Erasing Unsecured Debt Through Mortgage Refinancing–Cash-Out Refinancing May Pose Problems

Unsecured debt sources, like credit cards, are a problem for many homeowners and, as a result, there have been homeowners who have turned to options like cash-out refinancing as a way to gain the funding they need to erase these debts. Yet, there are those who feel that cash-out refinancing, which uses a homeowner’s equity to provide capital, is simply a bad idea when it comes to paying debts like those associated with credit cards or personal loans.

One argument in favor of cash-out refinancing is that mortgage interest rates are typically much lower than those associated with debts like credit card and unsecured personal loans, and when this type of refinancing is used to pay off these higher interest debts, money can be saved in some cases.

However, financial advisers who caution against cash-out refinancing often point to the fact that if a homeowner has allowed unsecured debts to grow to an unmanageable level, adding this debt to a home loan could pose problems in the future. For instance, if a homeowner uses cash-out refinancing, which would essentially tack on unsecured debts to a mortgage, a homeowner may have trouble with this higher mortgage amount and face the loss of their home in the future.

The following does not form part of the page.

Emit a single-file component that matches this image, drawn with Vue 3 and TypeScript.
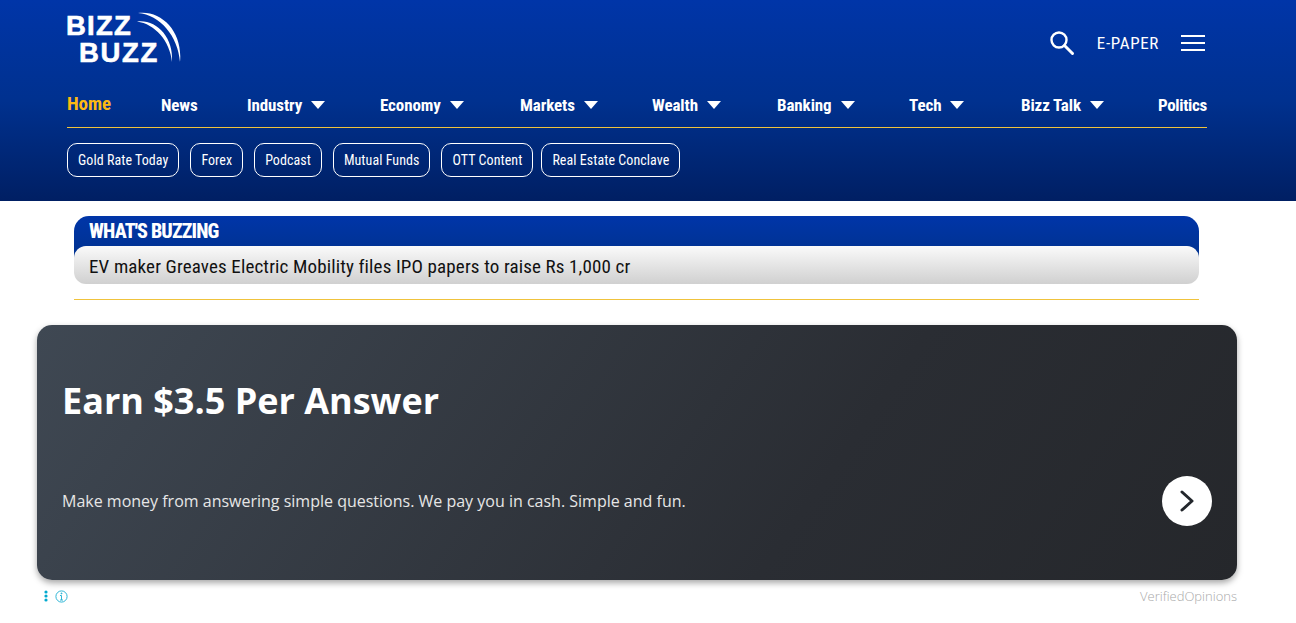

In the past, homeowners who have successfully used cash-out refinancing have been those who were responsible with their money and did not acquire additional debts after they had paid off unsecured credit card or personal loans with money from their home’s equity. Cash-out refinancing does attach unsecured debt to a lower interest rate, but again, homeowners who have difficulty managing their personal finances may acquire more debt in the future and are also required to meet a higher mortgage amount, which can become unmanageable.

Advisers often suggest homeowners seek other repayment options when it comes to dealing with unsecured debts, like credit cards, and avoid using one’s home equity to pay down debts that have arisen from either credit cards or personal loans.  Yet, if cash-out refinancing is used, strict debt management practices are suggested to avoid troubles related to mortgage payments.